People do not just compete; they need also to cooperate. Darwin understood that this is part of our nature. Tocqueville saw that this is part of our politics. The Bible saw that it was essential to a free and good society.
For half a century or more we have neglected the single greatest renewable source of energy: the moral sense. We care about others, not just about ourselves and that is why a consumer society which is saying, ‘Me, me, me’ all the time is a denial of our essential nature. The truth is that giving is at least as important to human happiness as getting, perhaps more so.
That is why we need covenants as well as contracts. We need families and communities to be strong for it is these bodies that make up society which itself has to be strong if it is to counterbalance the State on the one hand and the market on the other. In truth, family and community are the places where we are bound to one another, not because of wealth, power, or advantage, but because of loyalty and love, and that is where happiness is found.
So, while the economy contracts, the State tries to balance its budget, and the future of the Eurozone and even the European Union is under strain, let us see not just the bad news but the challenging and potentially good news as well. Now is the time to focus on the home, the neighbourhood, the congregation, and on helping others less blessed than we are.
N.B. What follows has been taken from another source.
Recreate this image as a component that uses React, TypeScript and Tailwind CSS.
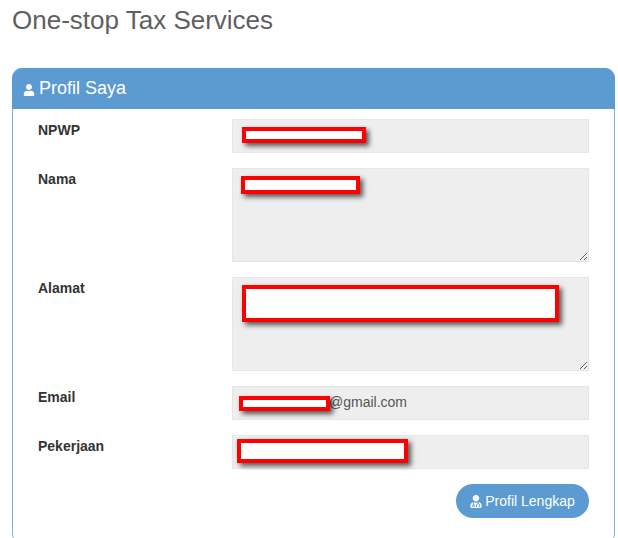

Even if this is not a time of economic growth, it is certainly a time for moral and spiritual growth.
The truth is that when we lift others, we ourselves are lifted. When the world outside looks dark, that is the time to light a candle of hope in other people’s lives. By being a blessing to others, we ourselves are blessed. That is the logic of cooperation, of covenant, and of the good society. Now, if ever, is the time for each of us to play our part in creating it.
Darwin, Charles. 1871. The Descent of Man and Selection in Relation to Sex (London: Murray).
Micklethwait, John and Arian Wooldridge. 2009. God is Back: How the Global Revival of Faith is Changing the World (New York: Penguin Press).
de Tocqueville, Alexis. 1863. Democracy in America (Cambridge: Sever and Francis).